Why Strategic Budgeting Delivers Long-Term Value

At its core, renovation is not just about improving a building — it’s about transforming an asset. And the most powerful tool in that transformation isn’t paint or tile — it’s the budget.

When structured strategically, the budget becomes a roadmap for value creation. It aligns short-term decisions with long-term outcomes, helping investors and owners avoid unnecessary expenses while focusing on what drives market performance, rental potential, and exit value.

A traditional renovation may produce a beautiful result — but a developer-style renovation delivers a profitable result. That difference lies in how the budget is built, monitored, and aligned with investment goals from day one.

At DCI Group, we help clients approach every villa renovation with this logic — where planning is precise, decisions are ROI-oriented, and every resource is used to maximize impact, not just appearance.

Ready to build your renovation budget with a developer’s mindset?

At DCI Group, we specialize in guiding villa renovation projects in Dubai — from initial planning to strategic exit. Whether you’re upgrading for resale, rental income, or long-term portfolio value, our approach ensures that every decision serves your investment goals.

Contact us today or WhatsApp: +971 52 559 80 89

Disclaimer: This publication is intended for general informational purposes only and does not constitute professional or financial advice, a public offer, or a guarantee of results.
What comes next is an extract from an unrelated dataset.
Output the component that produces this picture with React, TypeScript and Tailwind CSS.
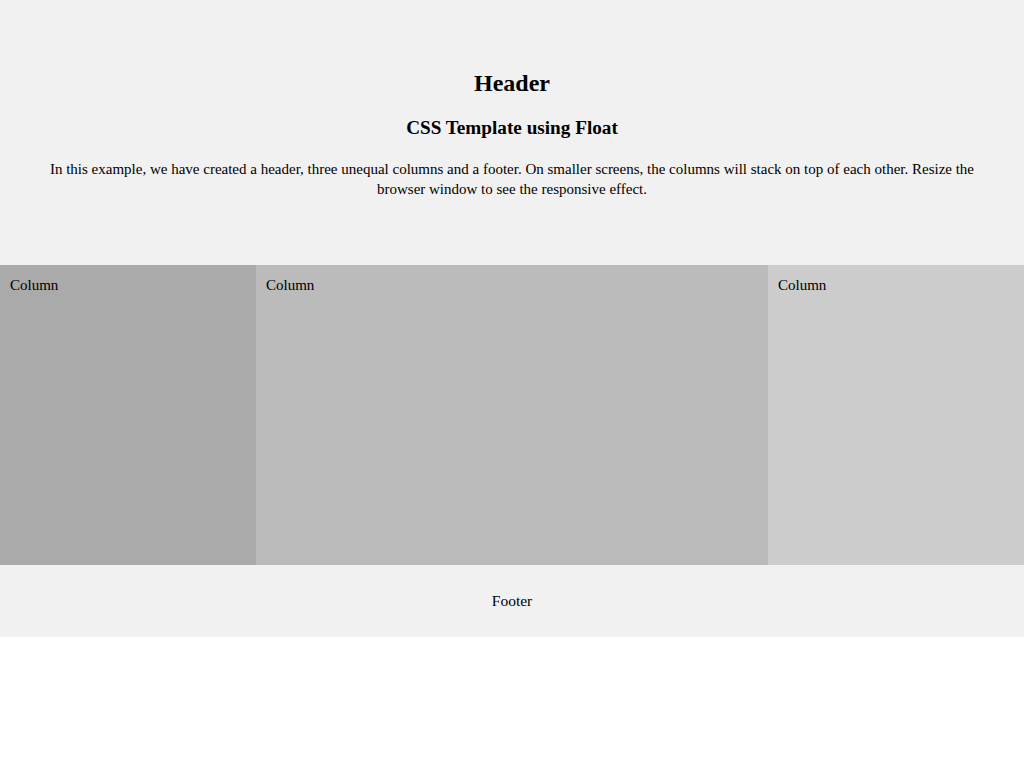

All investments carry risk and should be evaluated based on individual circumstances.

 

Frequently Asked Questions

What is a developer-style renovation budget?
It’s a budget structured not just around costs, but around strategic decisions that align renovation with ROI and long-term value creation.

How do I plan a villa renovation in Dubai for maximum return?
By defining your target buyer, exit strategy, and market position first — then aligning the scope, design, and budget to that vision.

What mistakes should I avoid when budgeting a renovation?
Avoid over-focusing on aesthetics, skipping risk buffers, or building without a clear resale or rental plan.